The familiar lauding of Bonaparte as the ultimate Man of the Enlightenment thus needs to be tempered (to say the least) by the evidence. Whereas the 1789-94 revolutionary governments in France at least claimed kinship with the ideals of the Enlightenment, the country’s military dictator from 1799 had a phobia of open doors and consulted little red genies when formulating military strategy. Whereas the revolutionary governments effected religious freedom through the emancipation of Protestants and Jews, soon after he assumed absolute power, Bonaparte reinstated France’s Catholic Church as the only legal state religion. His motive for doing so was a textbook exercise in cynicism:
How can a state be well governed without the aid of religion? When a man dies of hunger next to another who is gorged, he cannot accept that disparity without some authority saying “God has decreed that there must be rich and poor, but in the afterlife for eternity it shall be the other way about.”

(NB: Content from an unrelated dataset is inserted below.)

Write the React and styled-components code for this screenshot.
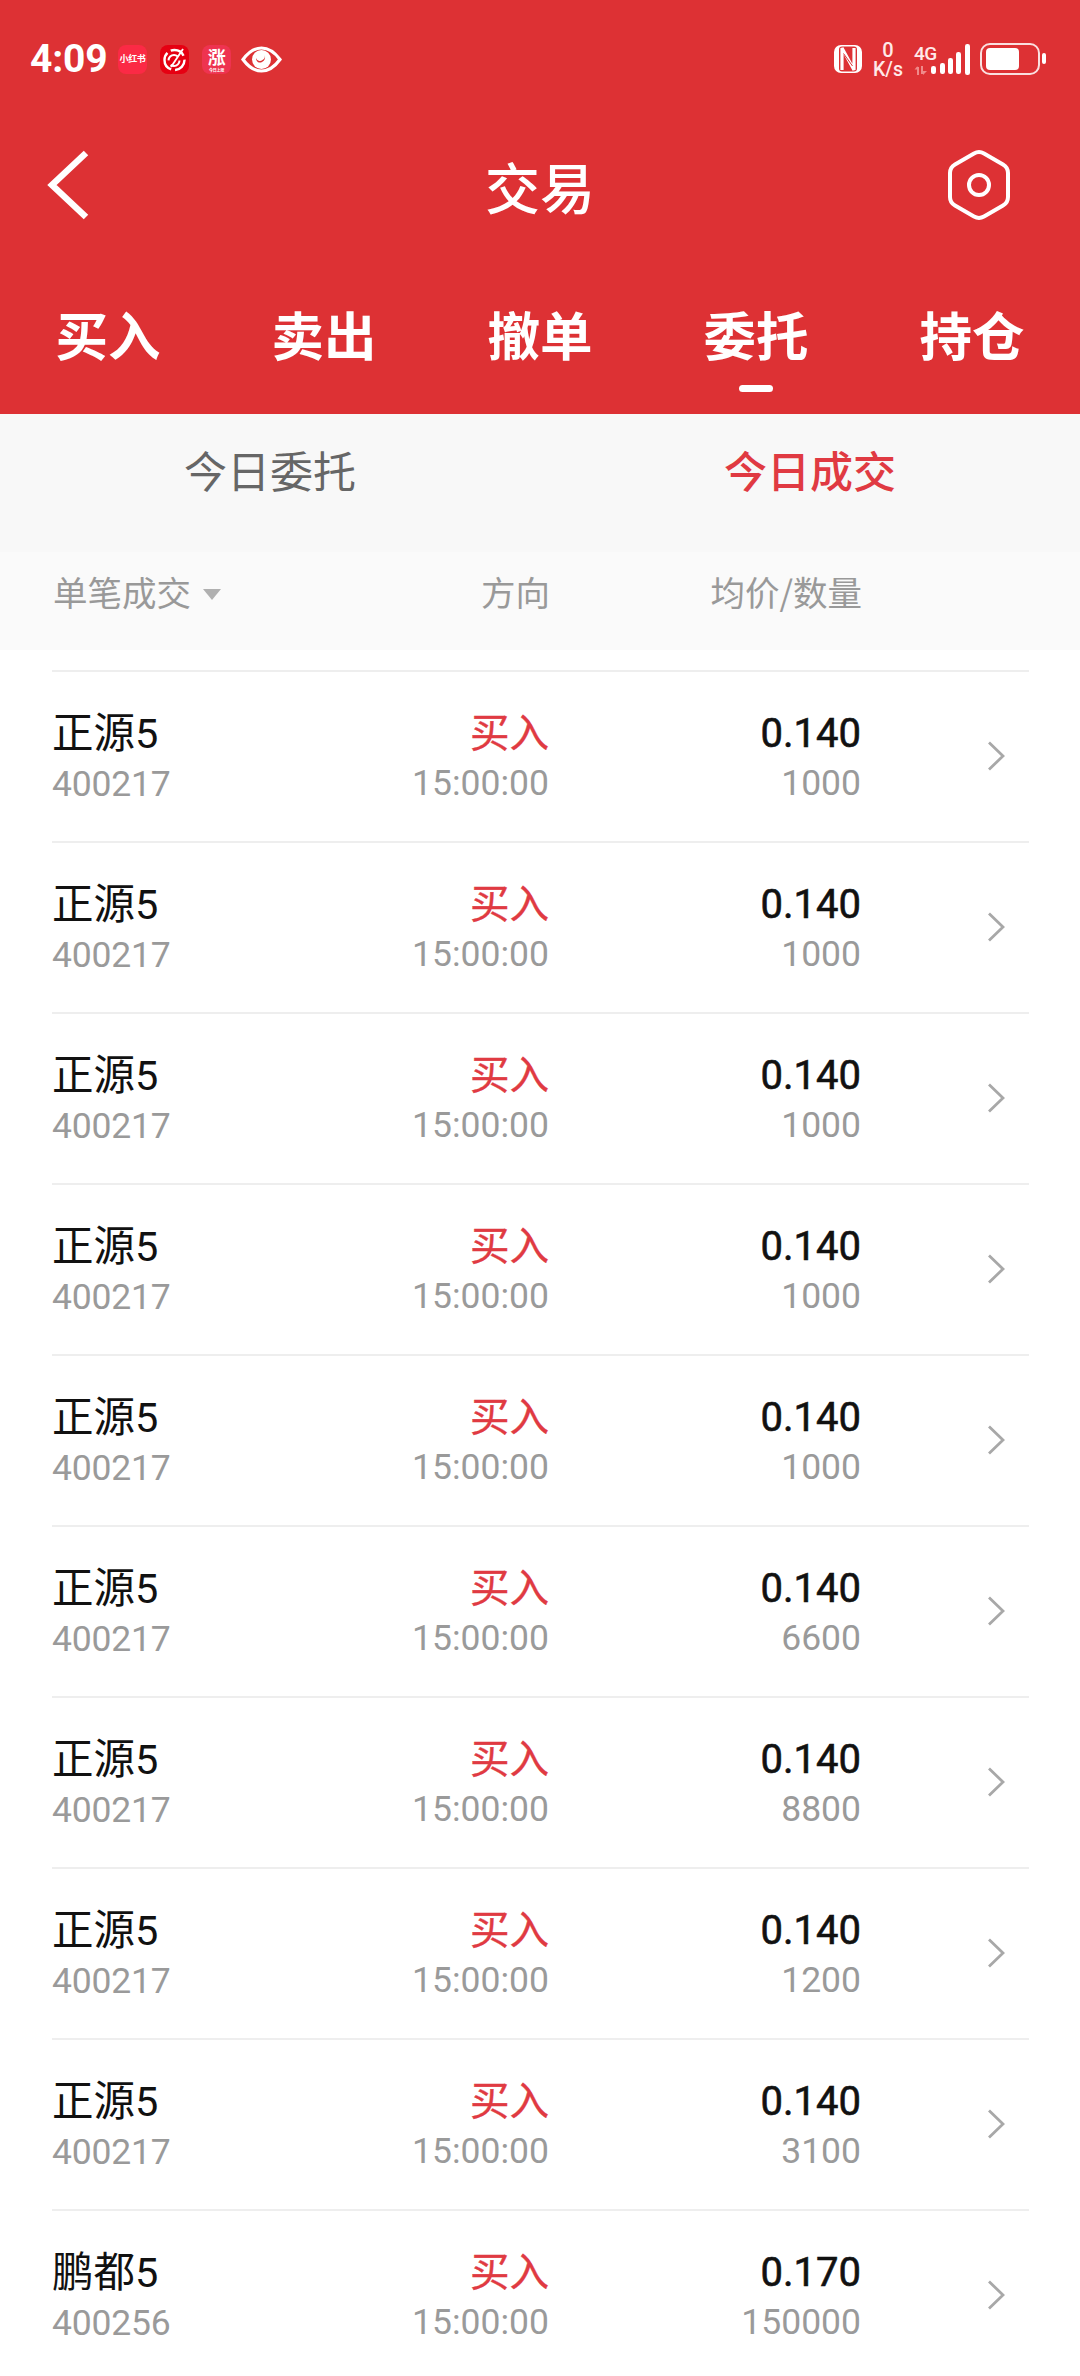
import React from "react";
import styled, { createGlobalStyle } from "styled-components";

const Global = createGlobalStyle`
  html, body { margin: 0; padding: 0; background: #fff; }
  * { box-sizing: border-box; }
  body { font-family: Roboto, "Noto Sans CJK SC", sans-serif; }
`;
const Page = styled.div`
  width: 1080px; height: 2376px; overflow: hidden; background: #fff; display: flex; flex-direction: column;
`;
const Header = styled.header`
  background: #dd3134; color: #fff; height: 414px; display: flex; flex-direction: column; flex: none;
`;
const StatusBar = styled.div`
  height: 118px; display: flex; align-items: center; justify-content: space-between; padding: 0 34px 0 30px;
`;
const StatusLeft = styled.div`
  display: flex; align-items: center;
`;
const Time = styled.span`
  font-size: 39px; font-weight: 700; width: 88px; letter-spacing: -0.2px; line-height: 1;
`;
const AppIcon = styled.span`
  width: 29px; height: 29px; border-radius: 8px; margin-right: 13px; background: ${p => p.$bg};
  display: flex; flex-direction: column; align-items: center; justify-content: center;
  color: #fff; font-weight: 700; font-family: "Noto Sans CJK SC", sans-serif; flex: none;
`;
const TinyLabel = styled.span`
  font-size: ${p => p.$size}px; line-height: ${p => p.$lh}px; margin-top: ${p => p.$mt || 0}px;
  white-space: nowrap; letter-spacing: -0.3px;
`;
const StatusRight = styled.div`
  display: flex; align-items: center;
`;
const Speed = styled.div`
  width: 32px; margin: 0 10px 0 10px; display: flex; flex-direction: column; align-items: center;
  font-weight: 500; color: #ffe9e9;
`;
const SpeedNum = styled.span`
  font-size: 20px; line-height: 20px;
`;
const SpeedUnit = styled.span`
  font-size: 19.5px; line-height: 19px; white-space: nowrap;
`;
const Net = styled.div`
  width: 18px; margin-right: -1px; display: flex; flex-direction: column; align-items: flex-start;
  font-weight: 500; color: #ffe9e9;
`;
const NetLabel = styled.span`
  font-size: 19px; line-height: 20px; white-space: nowrap; letter-spacing: -0.5px;
`;
const TopBar = styled.div`
  height: 134px; display: grid; grid-template-columns: 1fr auto 1fr; align-items: center; padding: 0 47px;
`;
const Title = styled.h1`
  margin: 0; font-size: 55px; font-weight: 500; line-height: 60px; font-family: "Noto Sans CJK SC", sans-serif;
`;
const IconSlot = styled.div`
  display: flex; justify-content: ${p => p.$end ? "flex-end" : "flex-start"};
  padding-right: ${p => p.$end ? 22 : 0}px;
`;
const Tabs = styled.nav`
  flex: 1; display: grid; grid-template-columns: repeat(5, 1fr); padding-top: 46px;
`;
const Tab = styled.div`
  display: flex; flex-direction: column; align-items: center;
`;
const TabLabel = styled.span`
  font-size: 52.5px; font-weight: 700; line-height: 70px; font-family: "Noto Sans CJK SC", sans-serif;
`;
const Indicator = styled.span`
  width: 34px; height: 7px; border-radius: 4px; background: #fff; margin-top: 17px;
`;
const SubTabs = styled.div`
  height: 138px; flex: none; background: #f8f8f8; display: grid; grid-template-columns: 1fr 1fr; padding-top: 25px;
`;
const SubTab = styled.div`
  text-align: center; font-size: 43px; line-height: 60px; color: ${p => p.$active ? "#e03a42" : "#666"};
  font-family: "Noto Sans CJK SC", sans-serif; font-weight: ${p => p.$active ? 500 : 400};
`;
const Columns = styled.div`
  display: grid; grid-template-columns: 297px 200px 312px 1fr; align-items: center;
`;
const ColHead = styled(Columns)`
  height: 98px; flex: none; background: #fafafa; padding: 0 51px 21px 53px; color: #999; font-size: 34.5px;
  font-family: "Noto Sans CJK SC", sans-serif;
`;
const HeadFirst = styled.div`
  display: flex; align-items: center; gap: 12px;
`;
const Triangle = styled.span`
  width: 0; height: 0; border-left: 9px solid transparent; border-right: 9px solid transparent;
  border-top: 11px solid #b0b0b0; margin-top: 8px;
`;
const HeadRight = styled.div`
  text-align: right;
`;
const List = styled.div`
  margin: 20px 51px 0 52px; display: flex; flex-direction: column;
`;
const Row = styled(Columns)`
  height: 171px; flex: none; border-top: 2px solid #eeeeee; align-items: stretch; padding-top: 37px;
`;
const Cell = styled.div`
  display: flex; flex-direction: column; align-items: ${p => p.$right ? "flex-end" : "flex-start"};
`;
const Primary = styled.span`
  font-size: ${p => p.$size}px; line-height: 50px; height: 50px; color: ${p => p.$color};
  -webkit-text-stroke: ${p => p.$stroke || 0}px ${p => p.$color}; white-space: nowrap;
`;
const Secondary = styled.span`
  font-size: 35.5px; line-height: 48px; color: #9a9a9a; white-space: nowrap; margin-top: ${p => p.$mt || 0}px;
  letter-spacing: ${p => p.$ls || 0}px;
`;
const ChevronCell = styled.div`
  display: flex; justify-content: flex-end; padding: 32px 24px 0 0;
`;

const data = [
  ["正源5", "400217", "0.140", "1000"],
  ["正源5", "400217", "0.140", "1000"],
  ["正源5", "400217", "0.140", "1000"],
  ["正源5", "400217", "0.140", "1000"],
  ["正源5", "400217", "0.140", "1000"],
  ["正源5", "400217", "0.140", "6600"],
  ["正源5", "400217", "0.140", "8800"],
  ["正源5", "400217", "0.140", "1200"],
  ["正源5", "400217", "0.140", "3100"],
  ["鹏都5", "400256", "0.170", "150000"],
];

const Swirl = () => (
  <svg width="29" height="29" viewBox="0 0 29 29" fill="none">
    <circle cx="14.5" cy="15" r="10" stroke="#fff" strokeWidth="2.4" strokeDasharray="15 4 20 4" />
    <circle cx="14" cy="15.5" r="5.5" stroke="#fff" strokeWidth="2" strokeDasharray="12 5" />
    <path d="M23 4 L11 22" stroke="#fff" strokeWidth="1.8" />
  </svg>
);
const Eye = () => (
  <svg width="41" height="27" viewBox="0 0 41 27" style={{ flex: "none", marginLeft: -3 }}>
    <path d="M2 13.5 C9 4 15 2 20.5 2 C26 2 32 4 39 13.5 C32 23 26 25 20.5 25 C15 25 9 23 2 13.5 Z" fill="none" stroke="#fff" strokeWidth="3.2" />
    <circle cx="20.5" cy="13.5" r="9.5" fill="#fff" />
    <path d="M15 12 a4 4 0 0 0 6 4 a5 5 0 0 0 2.5 -7 a4 4 0 0 1 -2 5 a4 4 0 0 1 -6.5 -2z" fill="#dd3134" />
  </svg>
);
const Nfc = () => (
  <svg width="28" height="28" viewBox="0 0 28 28" style={{ flex: "none" }}>
    <rect width="28" height="28" rx="7" fill="#fff" />
    <rect x="5" y="1.5" width="18" height="25" rx="3" fill="#dd3134" />
    <path d="M8 25 V3 L20 25 V3" fill="none" stroke="#fff" strokeWidth="3.2" strokeLinejoin="bevel" />
    <path d="M9.5 8.5 L18.5 21" stroke="#dd3134" strokeWidth="1" />
  </svg>
);
const Bars = () => (
  <svg width="40" height="31" viewBox="0 0 40 31" style={{ flex: "none" }}>
    <g fill="#fff">
      <rect x="0" y="22" width="5" height="8" rx="2.2" />
      <rect x="9" y="19" width="5" height="11" rx="2.2" />
      <rect x="17" y="14" width="5" height="16" rx="2.2" />
      <rect x="25" y="8" width="5" height="22" rx="2.2" />
      <rect x="34" y="0" width="5" height="31" rx="2.2" />
    </g>
  </svg>
);
const Arrows = () => (
  <svg width="14" height="9" viewBox="0 0 14 9" style={{ display: "block", marginTop: 2 }}>
    <g fill="#ef8a8a">
      <rect x="3" y="1" width="2" height="8" />
      <path d="M0.5 3.5 L3.5 0 V3.5z" />
      <rect x="7" y="0" width="2" height="8" />
      <path d="M9 9 V5 H13z" />
    </g>
  </svg>
);
const Battery = () => (
  <svg width="66" height="33" viewBox="0 0 66 33" style={{ flex: "none", marginLeft: 9 }}>
    <rect x="1" y="1" width="58" height="30" rx="9" fill="none" stroke="#fff" strokeOpacity="0.85" strokeWidth="2" />
    <rect x="6" y="5" width="33" height="22" rx="4" fill="#fff" />
    <rect x="62" y="10" width="4" height="11" rx="2" fill="#fff" />
  </svg>
);
const Back = () => (
  <svg width="42" height="70" viewBox="0 0 42 70">
    <path d="M39 3 L5 35 L39 67" fill="none" stroke="#fff" strokeWidth="6.5" />
  </svg>
);
const Settings = () => (
  <svg width="64" height="70" viewBox="0 0 64 70" fill="none" stroke="#fff" strokeWidth="4">
    <path d="M27 3.5 a10 10 0 0 1 10 0 L56 14.5 a10 10 0 0 1 5 8.6 V46.9 a10 10 0 0 1 -5 8.6 L37 66.5 a10 10 0 0 1 -10 0 L8 55.5 a10 10 0 0 1 -5 -8.6 V23.1 a10 10 0 0 1 5 -8.6 Z" />
    <circle cx="32" cy="35" r="10" />
  </svg>
);
const RowChevron = () => (
  <svg width="18" height="30" viewBox="0 0 18 30">
    <path d="M2 1.5 L16 15 L2 28.5" fill="none" stroke="#a8a8a8" strokeWidth="2.8" />
  </svg>
);

export default function App() {
  return (
    <Page>
      <Global />
      <Header>
        <StatusBar>
          <StatusLeft>
            <Time>4:09</Time>
            <AppIcon $bg="#fb2a45"><TinyLabel $size={9} $lh={10}>小红书</TinyLabel></AppIcon>
            <AppIcon $bg="#e60012"><Swirl /></AppIcon>
            <AppIcon $bg="#ee3350">
              <TinyLabel $size={18} $lh={18}>涨</TinyLabel>
              <TinyLabel $size={4} $lh={4} $mt={3}>今日上涨</TinyLabel>
            </AppIcon>
            <Eye />
          </StatusLeft>
          <StatusRight>
            <Nfc />
            <Speed>
              <SpeedNum>0</SpeedNum>
              <SpeedUnit>K/s</SpeedUnit>
            </Speed>
            <Net>
              <NetLabel>4G</NetLabel>
              <Arrows />
            </Net>
            <Bars />
            <Battery />
          </StatusRight>
        </StatusBar>
        <TopBar>
          <IconSlot><Back /></IconSlot>
          <Title>交易</Title>
          <IconSlot $end><Settings /></IconSlot>
        </TopBar>
        <Tabs>
          {["买入", "卖出", "撤单", "委托", "持仓"].map((t) => (
            <Tab key={t}>
              <TabLabel>{t}</TabLabel>
              {t === "委托" && <Indicator />}
            </Tab>
          ))}
        </Tabs>
      </Header>
      <SubTabs>
        <SubTab>今日委托</SubTab>
        <SubTab $active>今日成交</SubTab>
      </SubTabs>
      <ColHead>
        <HeadFirst>单笔成交<Triangle /></HeadFirst>
        <HeadRight>方向</HeadRight>
        <HeadRight>均价/数量</HeadRight>
        <span />
      </ColHead>
      <List>
        {data.map((d, i) => (
          <Row key={i}>
            <Cell>
              <Primary $size={41.5} $color="#111">{d[0]}</Primary>
              <Secondary $ls={-0.2} $mt={1}>{d[1]}</Secondary>
            </Cell>
            <Cell $right>
              <Primary $color="#e03a42" $size={39.5} $stroke={0.4}>买入</Primary>
              <Secondary>15:00:00</Secondary>
            </Cell>
            <Cell $right>
              <Primary $size={40} $color="#111" $stroke={0.6}>{d[2]}</Primary>
              <Secondary>{d[3]}</Secondary>
            </Cell>
            <ChevronCell><RowChevron /></ChevronCell>
          </Row>
        ))}
      </List>
    </Page>
  );
}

Put simply, the various claims that have been made about Bonaparte having created an enlightened liberal empire are more than a little tall. His Europe-wide project was less a liberal empire than a multinational family firm, in which he appointed his siblings to rule as monarchs in the countries that he had “liberated”, while at the same time reserving the right to step in with the French army if they were not ruling the way he wanted – as was the case with Spain in 1808.
Finally, perhaps most revealingly, few people in France – the country he ruled for sixteen years and had such an impact upon – feel like commemorating Bonaparte or any anniversary connected with him – although the Revolution and le quatorze juillet continue to be marked annually.